Given the high inflation, we believe we will need to raise the Funds Rate to a restrictive level and keep it there for some time.

August 26th
As policy tightens further, it will be fitting to halt the pace of rate rises at some time.

July 27th
It is likely that slowing increases will be appropriate at some point.

Mester Comments
August 27th
Fed's Mester: Policy rate needs to be increased to a little above 4% and hold all of next year.

August 26th
I believe rates should be raised above 4% and held there.

Fed's Kashkari
October 19th
My best guess is that the Fed can pause rate hikes sometime next year.

October 10th
Fed's Evans
A policy rate slightly higher than 4.5% should allow the Fed to pause and tolerate a few not-great inflation reports while supply improves.
The Fed is facing a difficult messaging problem as it nears a decision to halt the pace of rate increases.
I see the target rate needing to rise a bit above 4.5% by early next year and remaining there as the Fed takes stock.

October 14th
Fed's Bullard
The appropriate rate range should be in the 4.5%-4.75% by the end of the year, with any further increases in 2023 being data dependent.

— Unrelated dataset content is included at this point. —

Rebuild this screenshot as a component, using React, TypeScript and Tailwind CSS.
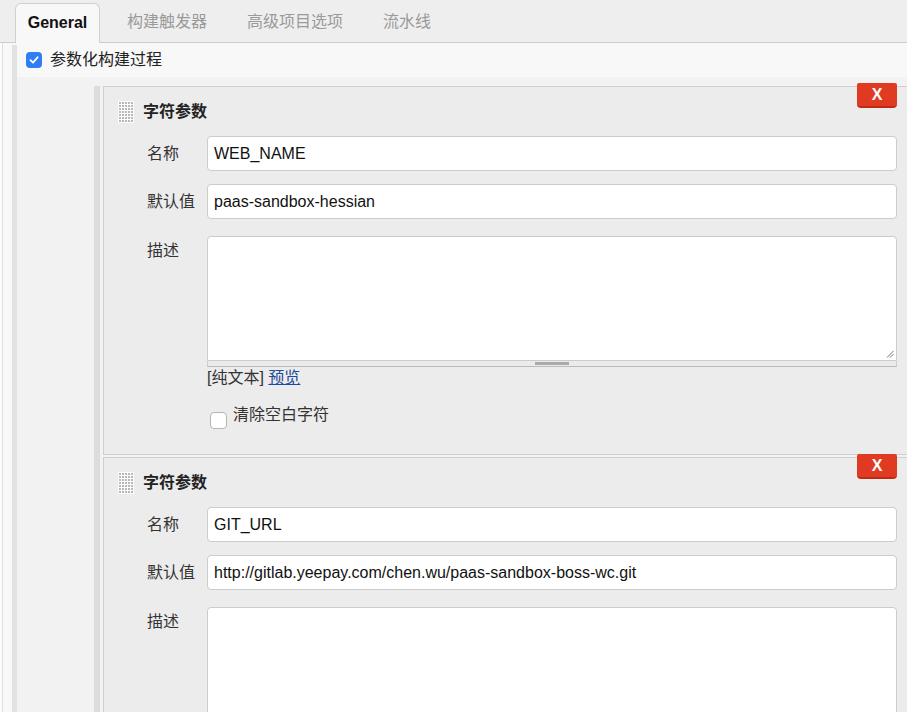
import React from "react";

const Grip = () => {
  const dots: React.ReactElement[] = [];
  for (let r = 0; r < 7; r++) {
    for (let c = 0; c < 5; c++) {
      dots.push(<rect key={`${r}-${c}`} x={1 + c * 3} y={1 + r * 3} width="2" height="2" fill="#b8b8b8" />);
    }
  }
  return (
    <svg width="16" height="22" viewBox="0 0 16 22" className="shrink-0">
      <rect width="16" height="22" fill="#fbfbfb" />
      {dots}
    </svg>
  );
};

function Field({ label, value, className = "" }: { label: string; value: string; className?: string }) {
  return (
    <div className={`flex items-center ${className}`}>
      <div className="w-[60px] shrink-0 text-[16px] leading-[18px] text-[#333333]">{label}</div>
      <div className="flex-1 h-[35px] bg-white border border-[#cccccc] rounded-[4px] flex items-center pl-[6px] text-[16px] text-[#111111] whitespace-nowrap overflow-hidden">
        {value}
      </div>
    </div>
  );
}

function Panel({
  name,
  value,
  footer = true,
  className = "",
}: {
  name: string;
  value: string;
  footer?: boolean;
  className?: string;
}) {
  return (
    <div className={`relative bg-[#ececec] border-y border-l border-[#cfcfcf] pt-[14px] pr-[10px] pb-[25px] ${className}`}>
      <div className="absolute -top-[4px] right-[10px] w-[40px] h-[25px] bg-[#e03a22] border-b-2 border-[#c02a15] rounded-b-[4px] rounded-t-[2px] flex items-center justify-center text-white font-bold text-[16px]">
        X
      </div>
      <div className="flex items-center h-[22px] pl-[14px]">
        <Grip />
        <span className="ml-[9px] font-bold text-[16px] text-[#222222]">字符参数</span>
      </div>
      <div className="pl-[43px] mt-[13px] flex flex-col">
        <Field label="名称" value={name} />
        <Field label="默认值" value={value} className="mt-[13px]" />
        <div className="flex mt-[17px]">
          <div className="w-[60px] shrink-0 pt-[6px] text-[16px] leading-[18px] text-[#333333]">描述</div>
          <div className="flex-1">
            <div className="relative h-[125px] bg-white border border-[#cccccc] rounded-t-[4px]">
              <svg width="8" height="8" viewBox="0 0 8 8" className="absolute right-[2px] bottom-[2px]">
                <line x1="1" y1="7.5" x2="7.5" y2="1" stroke="#777" strokeWidth="1" />
                <line x1="4" y1="7.5" x2="7.5" y2="4" stroke="#777" strokeWidth="1" />
              </svg>
            </div>
            {footer && (
              <>
                <div className="h-[6px] bg-[#ebebeb] border-x border-b border-x-[#cccccc] border-b-[#b8bdb8] flex justify-center items-start pt-[1px]">
                  <div className="w-[34px] h-[3px] bg-[#a9a9a9]" />
                </div>
                <div className="mt-[2px] text-[16px] leading-[18px] text-[#333333]">
                  [纯文本] <span className="text-[#204a9c] underline">预览</span>
                </div>
                <div className="flex items-start mt-[19px]">
                  <div className="mt-[6px] ml-[3px] w-[17px] h-[17px] bg-white border border-[#b5b5b5] rounded-[4px] shrink-0" />
                  <span className="ml-[6px] text-[16px] leading-[18px] text-[#333333]">清除空白字符</span>
                </div>
              </>
            )}
          </div>
        </div>
      </div>
    </div>
  );
}

export default function App() {
  return (
    <div className="w-[907px] h-[712px] overflow-hidden bg-[#f8f8f8] flex flex-col font-['Liberation_Sans','Noto_Sans_CJK_SC',sans-serif]">
      <div className="h-[43px] shrink-0 bg-[#eeeeee] border-b border-[#cccccc] flex items-end pl-[15px]">
        <div className="w-[85px] h-[40px] -mb-px bg-[#f8f8f8] border border-b-0 border-[#d0d0d0] rounded-t-[6px] flex items-center justify-center pb-[2px] text-[16px] font-bold text-[#111111]">
          General
        </div>
        <div className="flex items-center h-[40px] ml-[27px] gap-[40px] text-[16px] text-[#9a9a9a]">
          <span>构建触发器</span>
          <span>高级项目选项</span>
          <span>流水线</span>
        </div>
      </div>
      <div className="flex-1 flex min-h-0">
        <div className="w-[2px] bg-[#fcfcfc]" />
        <div className="w-[1px] bg-[#dddddd]" />
        <div className="w-[9px]" />
        <div className="w-[5px] bg-[#e2e2e2] mt-[2px]" />
        <div className="flex-1 flex flex-col min-w-0">
          <div className="h-[34px] shrink-0 flex items-center pl-[9px]">
            <div className="w-[16px] h-[16px] rounded-[4px] bg-[#2f7ef6] flex items-center justify-center">
              <svg width="12" height="12" viewBox="0 0 12 12">
                <path d="M2.5 6.2 L5 8.7 L9.6 3.3" stroke="white" strokeWidth="1.8" fill="none" strokeLinecap="round" strokeLinejoin="round" />
              </svg>
            </div>
            <span className="ml-[8px] text-[16px] text-[#222222]">参数化构建过程</span>
          </div>
          <div className="flex-1 bg-[#f2f2f2] flex pt-[9px] pl-[77px] min-h-0">
            <div className="w-[6px] bg-[#dcdcdc]" />
            <div className="w-[3px]" />
            <div className="flex-1 flex flex-col min-w-0">
              <Panel name="WEB_NAME" value="paas-sandbox-hessian" />
              <Panel
                name="GIT_URL"
                value="http://gitlab.yeepay.com/chen.wu/paas-sandbox-boss-wc.git"
                footer={false}
                className="mt-[2px]"
              />
            </div>
          </div>
        </div>
      </div>
    </div>
  );
}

The obvious point being is the old news, or should i say a summary of old news put together, led to the market rally. Usually, we'd see a new bit of news, something out of nowhere where that would have moved the markets like what we saw earlier. If we had a bit of text in the article saying "some Fed officials saw a rate cut in early 2023", that would be a huge shift from what the current expectation is.

October 6th
Fed's Waller
I anticipate further rate increases until early next year.

September 9th
The Fed should raise interest rates until at least early next year.

See, even the above headline from Waller even though he's not a voter, would have made sense to go "Hell Yeah!" if there ever was a time.

So What Is The current expectation from markets of the Fed?
Well, quite a few if not nearly all Fed members are looking at the Fed Funds rate within the range of 4-4.75% (Bullard being at the high end), and then at some point to hold rates next year. It's knowing when the Fed could decide to hold rates that is not completely concrete. If we do go off of the estimated Fed Funds rate range, you're looking at at least a 75 BPS  hike in November taking the rate to 4%, then if Bullard had it his way another 75 BPS to reach 4.75%. Or the less hawkish route would be a 75 in November, then a 50 in December, then a 25 in January and then a pause. That's just potential scenarios, which anyone can try and work out themselves.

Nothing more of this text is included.